More insight about the Apple-GT Advanced deal.

Posted on November 20, 2014

Today, Daisuke Wakabayashi from The Wall Street Journal (the article is behind a paywall. To read it, just Google the title, and click on the link provided by Google) published more informations about GT Advanced deal with Apple, and some insights about why GT filed for bankruptcy one month ago (if you don’t know about this GT/Apple deal, Wakabayashi recaps the entire story well in this article).

First, it shows why Apple chose GT Advanced, a sapphire furnaces maker who had no experience whatsoever in making sapphire (and making furnaces is not the same as producing sapphire - I don’t think Whirlpool is the best company to call when you’re making food for 100 people) :

Apple also was having trouble finding a sapphire manufacturer. An executive at another company Apple approached last year said it couldn’t make a profit producing sapphire at the price Apple wanted.

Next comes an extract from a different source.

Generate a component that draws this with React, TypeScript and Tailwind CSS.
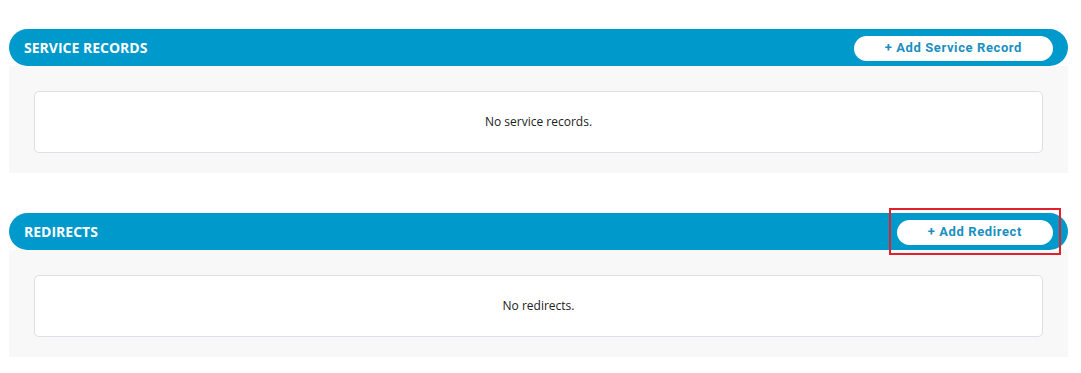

Second, it shows what seems to be an huge mismanagement inside of GT :

GT quickly set out to hire 700 staffers. Hiring moved so quickly that at one point in late spring, more than 100 recent hires didn’t know who they reported to, a former manager said. Two other former workers said there was no attendance policy, which led to an unusual number of sick days. GT managers in the spring authorized unlimited overtime to fill furnaces with materials to grow sapphire. But GT hadn’t built enough furnaces yet, so many workers had nothing to do, two former employees said. “We just kept sweeping the floors over and over,” one of the former employees said. “I just saw money flying out the door.”

And third, GT didn’t even delivered what was asked : sapphire glass who can be used for the new iPhones :

Producing sapphire proved to be the biggest problem. It took roughly 30 days and cost about $20,000 to make a single boule. The people familiar with Apple’s operations said more than half the boules were unusable.

So, it seems that Apple is a ruthless partner who pushes for the latest innovations at many costs (see how they managed to be one of the first -if not the first- to get 5K displays from LG Electronics, who didn’t even put them on their TV). But, with those management problems and failure to do what they were asked to do, proper blocks of sapphire, GT seems to be the one to blame here.

You should read the entire article; it gives some great material to understand the whole piece.